Strategy Masking: A Method for Guardrails in Value-based Reinforcement Learning Agents
Jonathan Keane, Sam Keyser, Jeremy Kedziora
TL;DR
This paper tackles the problem that reward functions can incentivize undesirable or unethical AI behaviors. It introduces strategy masking, a method that decomposes rewards into multiple factors as $\vec{r}(s',a,s) = \langle r_k(\cdot)\rangle_{k=1}^K$ and couples this with a vector-valued $\vec{Q}_{\pi}(s,a) = \langle Q^{(k)}_{\pi}(s,a)\rangle_{k}$; a masking vector $\vec{m}$ then selects which factors influence decisions via $\vec{Q}\cdot\vec{m}$, enabling both training-time and post-training control of behavior.

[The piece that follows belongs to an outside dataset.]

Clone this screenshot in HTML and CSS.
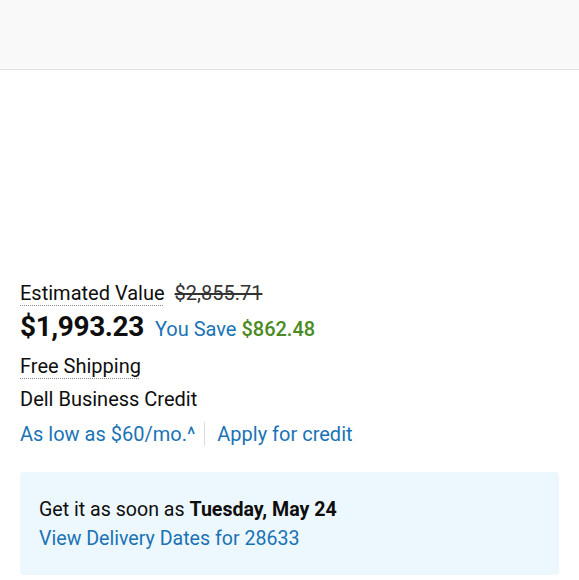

The approach extends to function approximation, including a masked DQN target using $a^*_{\vec{m}}(s') = \arg\max_a \{\vec{Q}(s',a)\cdot\vec{m}\}$, and provides convergence guarantees for masked $Q$-learning. The authors apply this framework in Coup, a multi-agent, partially observable game, to study lying and its suppression; results show that chosen masks steer behaviors (e.g., lying) as intended and that post-training mask adjustments can reduce undesirable actions without substantially harming win rate. Overall, strategy masking offers a general, scalable mechanism to impose guardrails on reward-based agents, with potential applicability to large-scale AI systems and safety-critical domains.
Abstract
The use of reward functions to structure AI learning and decision making is core to the current reinforcement learning paradigm; however, without careful design of reward functions, agents can learn to solve problems in ways that may be considered "undesirable" or "unethical." Without thorough understanding of the incentives a reward function creates, it can be difficult to impose principled yet general control mechanisms over its behavior. In this paper, we study methods for constructing guardrails for AI agents that use reward functions to learn decision making. We introduce a novel approach, which we call strategy masking, to explicitly learn and then suppress undesirable AI agent behavior. We apply our method to study lying in AI agents and show that it can be used to effectively modify agent behavior by suppressing lying post-training without compromising agent ability to perform effectively.